Typically, the worker is provided via an intermediary which believes it can find and pay a simple “stand-in,” so someone who’s merely “a replacement,” wrote John Chaplin of EY.
“[Therefore] you haven’t got a substitution,” he said. “My advice to anyone in the contractual chain is to be very careful about placing too much reliance on the substitution test.”
Usually question five in the IR35 digital tool (initially known as the ESS but later renamed CEST), the substitution test has been privately described by an official at HMRC as suffering from “issues”.
Mangers on the NHS, who were briefed by the official, say HMRC has had more feedback on the substitution question than any other which the tool poses. It is “throwing out results incorrectly,” they were told.
So “be prepared for [a] challenge if you rely on substitution,” Mr Chaplin advises now, in an online post, addressing HMRC's IR35 tool users in receipt of an ‘inside’ result having passed question five.

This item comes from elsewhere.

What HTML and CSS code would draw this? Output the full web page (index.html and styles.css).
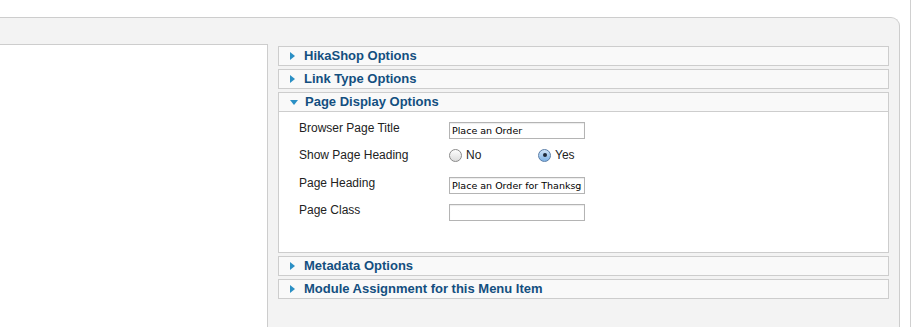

“Not only does it need to be legally possible (in the contracts up and down the chain) but it needs to be a true replacement (found, paid for and administered by the contractor).”
He also said that substitution does not need to occur for it to be “possible,” but it must be “a realistic possibility,” so “not just built into contracts as a workaround” to the IR35 changes.
“I’m seeing lots of contractors pass the IR35 test due to the substitution test when they can’t, in reality, provide substitutes.”
The adviser added: “Run the test first as though substitution were not possible. At least that way, you will have the answers based on control, financial risk etc. to fall back on.”
Another adviser, status firm Qdos, has implied the substitution question is harsh, for stipulating that the client must not have interviewed the substitute before they began working.
The firm also takes issue with HMRC’s criteria for a ‘yes’ answer -- reproduced below -- inferring that substitution is only valid if the PSC is “unwilling,” not “unable” to do the work.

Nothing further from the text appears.